At (2) you modify the list from (1), but the list itself remains at the same memory location and a still refers to this list.
At (3) you just make a copy of a reference and add it to res, and still neither a nor the list at (1) change.
The end results is that res gets 3 copies of the reference to the list at (1).
Here is a side effect:
a[1] = 42
print(res)
Output:
[[0, 42, 2], [0, 42, 2], [0, 42, 2]]
You say that you know that this is the code you are after:
a = []
res = []
for i in range(0, 3):
a.append(i)
res.append(a[:]) # (4) new list created
print(res)
At (4) a new list is created whose contents is the same as the list that a refers to. This new list is not referred to by a, but instead, one of the elements of res has a reference to this new list.

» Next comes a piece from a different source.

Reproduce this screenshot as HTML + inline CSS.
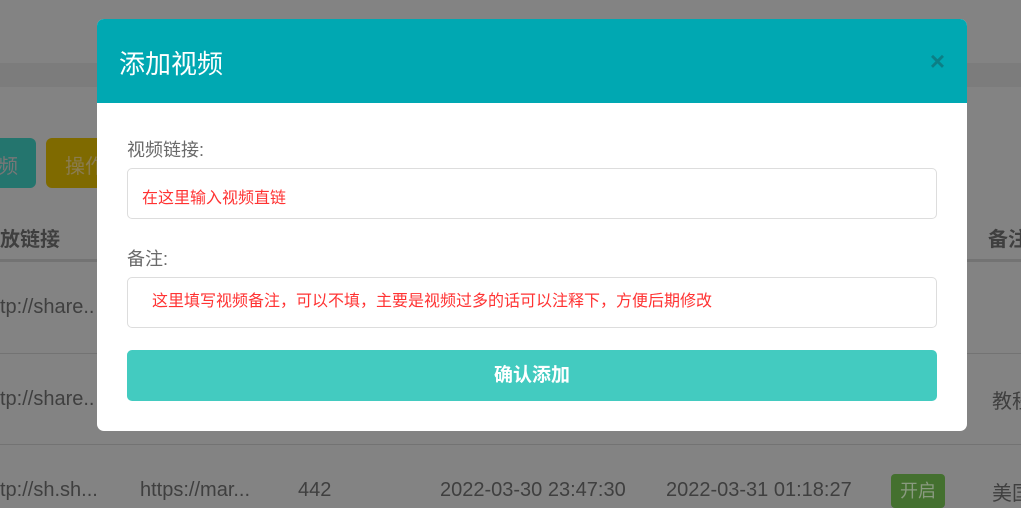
<!DOCTYPE html>
<html><head><meta charset="utf-8"><style>
*{margin:0;padding:0;box-sizing:border-box}
body{width:1021px;height:506px;overflow:hidden;background:#838383;font-family:"Liberation Sans","Noto Sans CJK SC",sans-serif;position:relative}
.a{position:absolute;white-space:nowrap}
.bg{color:#3f3f3f;font-size:20px}
.m{position:absolute;left:97px;top:19px;width:870px;height:412px;background:#fff;border-radius:7px;overflow:hidden}
.h{height:84px;background:#00a8b2;color:#fff;font-size:26px;padding:25px 0 0 22px}
.x{position:absolute;right:22px;top:27px;color:#0b7f86;font-size:26px;font-weight:bold}
.l{position:absolute;left:30px;font-size:18px;color:#6a6a6a}
.i{position:absolute;left:30px;width:810px;height:51px;border:1px solid #ddd;border-radius:5px;color:#f33;font-size:16px;padding:15px 0 0 14px}
.b{position:absolute;left:30px;top:331px;width:810px;height:51px;background:#43cbc0;border-radius:5px;color:#fff;font-size:19px;font-weight:bold;text-align:center;line-height:51px}
</style></head><body>
<div class="a" style="left:0;top:63px;width:1021px;height:24px;background:#7c7c7c"></div>
<div class="a" style="left:-10px;top:138px;width:46px;height:50px;background:#24756e;border-radius:6px;color:#777;font-size:20px;padding:12px 0 0 8px">频</div>
<div class="a" style="left:46px;top:138px;width:70px;height:50px;background:#7f6a00;border-radius:6px;color:#8a7c50;font-size:20px;padding:12px 0 0 19px">操作</div>
<div class="a bg" style="left:0;top:223px;font-weight:bold">放链接</div>
<div class="a bg" style="left:988px;top:223px;font-weight:bold">备注</div>
<div class="a" style="left:0;top:259px;width:1021px;height:3px;background:#737373"></div>
<div class="a" style="left:0;top:353px;width:1021px;height:1px;background:#737373"></div>
<div class="a" style="left:0;top:444px;width:1021px;height:1px;background:#737373"></div>
<div class="a bg" style="left:0;top:296px">tp://share..</div>
<div class="a bg" style="left:0;top:388px">tp://share..</div>
<div class="a bg" style="left:992px;top:385px">教程</div>
<div class="a bg" style="left:0;top:479px">tp://sh.sh...</div>
<div class="a bg" style="left:140px;top:479px">https://mar...</div>
<div class="a bg" style="left:298px;top:479px">442</div>
<div class="a bg" style="left:440px;top:479px">2022-03-30 23:47:30</div>
<div class="a bg" style="left:666px;top:479px">2022-03-31 01:18:27</div>
<div class="a" style="left:891px;top:474px;width:54px;height:34px;background:#44702f;border-radius:4px;color:#8a9a80;font-size:18px;text-align:center;line-height:34px">开启</div>
<div class="a bg" style="left:992px;top:477px">美国</div>
<div class="m">
<div class="h">添加视频</div>
<div class="x">×</div>
<div class="l" style="top:117px">视频链接:</div>
<div class="i" style="top:149px">在这里输入视频直链</div>
<div class="l" style="top:226px">备注:</div>
<div class="i" style="top:258px;padding-left:24px;padding-top:9px">这里填写视频备注，可以不填，主要是视频过多的话可以注释下，方便后期修改</div>
<div class="b">确认添加</div>
</div>
</body></html>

Firstly this means that res holds references to lists, which is why they hang around long enough to be printed. Secondly a still refers to the original list.
Here is a side effect:
a[1] = 42
print(res)
Output:
[0, 42, 2] [[0], [0, 1], [0, 1, 2]]
However, this is not the end of the story if you examine this code:
a = []
res = []
for i in range(0, 3):
a.append([i]) # (5) Create a new list with one element
res.append(a[:]) # (6) Shallow copy as above
print(res)
a[1].append(42)
print(a, res)
Output:
[[[0]], [[0], [1]], [[0], [1], [2]]]
[[0], [1, 42], [2]] [[[0]], [[0], [1, 42]], [[0], [1, 42], [2]]]
This occurs because at (6) there was only a shallow copy made.